Hands across the ocean
One of the nicest things about Celtic Connections - apart from having a month of music in the darkest month of the year - is the way it brings together artists you wouldn't normally think to unite.
Whether that's informally through the almost homeless Festival Club or formally in staged concerts, it's one of the most succesful strands of the festival.
Transatlantic Sessions are a tried and tested formula - both live and recorded - and this year's show, which brings together 16 different performers from Scotland and North America, is so good they're once again doing it twice during the festival (with the final concert recorded for broadcast).
It's a starry line up. From the States - Nanci Griffith, Kathy Mattea, Tim O'Brien, Bruce Molsky and Dirk Powell, not to mention Dan Tyminski, familiar to some from Alison Krauss' Union Station, but ladies and gentleman, also the singing voice of George Clooney in O Brother Where Art Thou.
The Scots send in their big hitters too - Eddi Reader and Julie Fowlis, Celtic Connections' own artistic director Donald Shaw, a late substitution in the form of the multi-talented John McCusker and Phil Cunningham.
Phil's sparring partner Aly Bain - never Aly McBain or Mr Bean as we later discover - is the Scots musical director, while dobro expert Jerry Douglas keeps the Americans in line. Kind of.
That's part of the joy of these concerts, people come and go, can't find a seat - at least twice, long legged Eddi Reader clambers over chairs to find a spot - provide impromptu backing and occasionally sit on a sofa at the back, as if they were in someone's living room.
But for all the spontainety, it's finely tuned - they admit to hours of rehearsals - and as individual performers, they're all so adept, there's barely even a false start.

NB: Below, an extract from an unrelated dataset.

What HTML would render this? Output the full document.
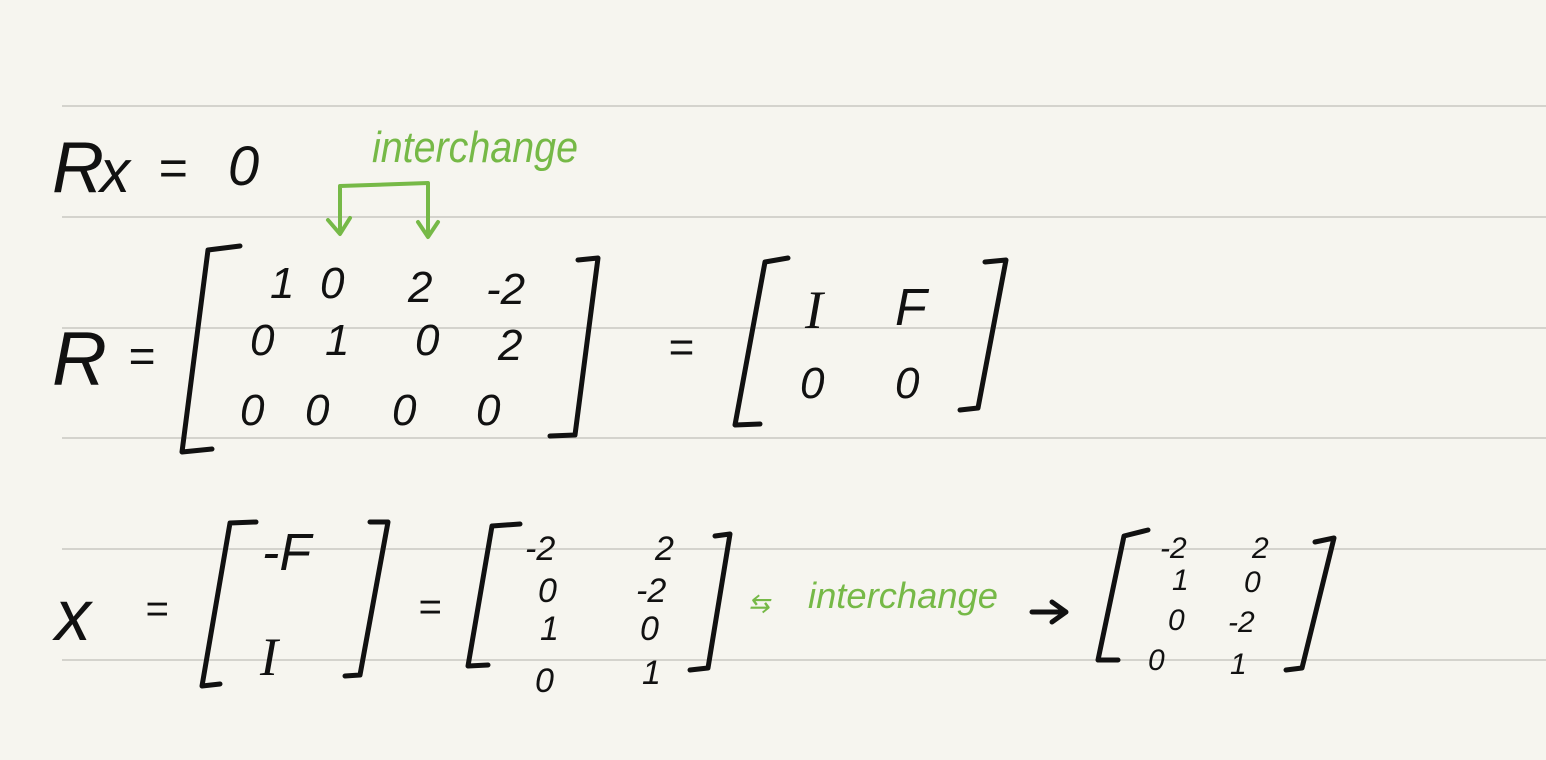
<!DOCTYPE html>
<html><head><style>
html,body{margin:0;padding:0;width:1546px;height:760px;overflow:hidden;background:#f6f5ef;}
svg{position:absolute;left:0;top:0;}
text{font-family:"Liberation Sans",sans-serif;fill:#111;font-style:italic;}
.g{fill:#76b947;}
.s{font-family:"Liberation Serif",serif;}
</style></head><body>
<svg width="1546" height="760" viewBox="0 0 1546 760">
<g stroke="#d4d3cd" stroke-width="2">
<line x1="62" y1="106" x2="1546" y2="106"/><line x1="62" y1="217" x2="1546" y2="217"/>
<line x1="62" y1="328" x2="1546" y2="328"/><line x1="62" y1="438" x2="1546" y2="438"/>
<line x1="62" y1="549" x2="1546" y2="549"/><line x1="62" y1="660" x2="1546" y2="660"/>
</g>
<text x="52" y="192" font-size="72">R</text><text x="100" y="192" font-size="60">x</text>
<text x="158" y="185" font-size="50">=</text><text x="228" y="185" font-size="56">0</text>
<text x="372" y="162" font-size="44" class="g" textLength="206" lengthAdjust="spacingAndGlyphs">interchange</text>
<g fill="none" stroke="#76b947" stroke-width="4" stroke-linecap="round" stroke-linejoin="round">
<path d="M340 232 L340 186 L428 183 L428 236"/><path d="M328 220 L340 234 L350 218"/><path d="M418 222 L428 237 L438 222"/>
</g>
<text x="52" y="385" font-size="76">R</text><text x="128" y="372" font-size="46">=</text>
<g fill="none" stroke="#111" stroke-width="5" stroke-linecap="round" stroke-linejoin="round">
<path d="M240 246 L208 250 L182 452 L212 449"/><path d="M578 260 L598 258 L575 435 L550 436"/>
<path d="M788 258 L765 262 L735 425 L760 424"/><path d="M985 262 L1006 260 L978 408 L960 410"/>
<path d="M256 522 L230 523 L202 686 L220 684"/><path d="M370 522 L388 522 L360 675 L345 676"/>
<path d="M520 524 L492 526 L468 666 L488 665"/><path d="M715 536 L730 534 L708 668 L690 670"/>
<path d="M1148 530 L1124 536 L1098 660 L1118 660"/><path d="M1315 542 L1334 538 L1302 668 L1286 670"/>
<path d="M1032 612 L1064 612 M1052 602 L1066 612 L1052 622"/>
</g>
<g font-size="44">
<text x="270" y="298">1</text><text x="320" y="298">0</text><text x="408" y="302">2</text><text x="486" y="304">-2</text>
<text x="250" y="355">0</text><text x="325" y="355">1</text><text x="415" y="355">0</text><text x="498" y="360">2</text>
<text x="240" y="425">0</text><text x="305" y="425">0</text><text x="392" y="425">0</text><text x="476" y="425">0</text>
<text x="668" y="362">=</text>
<text x="805" y="328" font-size="54" class="s">I</text><text x="895" y="325" font-size="52">F</text>
<text x="800" y="398">0</text><text x="895" y="398">0</text>
</g>
<text x="55" y="640" font-size="72">x</text><text x="145" y="622" font-size="40">=</text>
<text x="262" y="570" font-size="52">-F</text><text x="260" y="675" font-size="54" class="s">I</text>
<text x="418" y="620" font-size="40">=</text>
<g font-size="34">
<text x="525" y="560">-2</text><text x="655" y="560">2</text>
<text x="538" y="602">0</text><text x="636" y="602">-2</text>
<text x="540" y="640">1</text><text x="640" y="640">0</text>
<text x="535" y="692">0</text><text x="642" y="684">1</text>
</g>
<text x="748" y="612" font-size="26" class="g">⇆</text>
<text x="808" y="608" font-size="36" class="g" textLength="190" lengthAdjust="spacingAndGlyphs">interchange</text>
<g font-size="30">
<text x="1160" y="558">-2</text><text x="1252" y="558">2</text>
<text x="1172" y="590">1</text><text x="1244" y="592">0</text>
<text x="1168" y="630">0</text><text x="1228" y="632">-2</text>
<text x="1148" y="670">0</text><text x="1230" y="674">1</text>
</g>
</svg>
</body></html>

The music is a mix of Gaelic songs (Fowlis on fine form), Scots reels and jigs, American traditional music - cue all the banjo jokes, and songs from their own respective releases.
Dan Tyminski is working hard. Between sessions, he's off to the Central Hotel, apparently, to record his contribution to a Radio 3 broadcast, but he's back in time for a memorable rendition of A Man Of Constant Sorrow.
There's a hasty but heart felt addition of the John Martyn song - May You Never - in tribute to the singer who died just the day before.
Almost every musician on the stage worked with him.
"I remember interviewing him for a radio show and asking if it was the first time he'd ever been interviewed by an accordion player," recalls Phil Cunningham.
"And he mumbled, the first time I even had one in the house."
Jerry Douglas recalled a Transatlantic Sessions snooker match in which the usual rule of "one leg on the ground at all times" had to be hastily rewritten for Martyn.
There's a determined squeeze to get all 16 performers back onstage for a rendition of Randy Newman's Sail Away, ably led vocally by Tim O'Brien.
With so many performers, even a two and a quarter hour concert leaves the audience wanting more - but unless they have tickets for Sunday's show, they'll have to wait for the highlights on television in February. Or indeed next year's festival.
Comment number 1.
At 31st Jan 2009, tskeoch wrote:Well, since I can't be there in person, at least it's nice to know about what a fabulous concert I'm missing...
Cheers to all from a warm and sunny California (my only consolation)!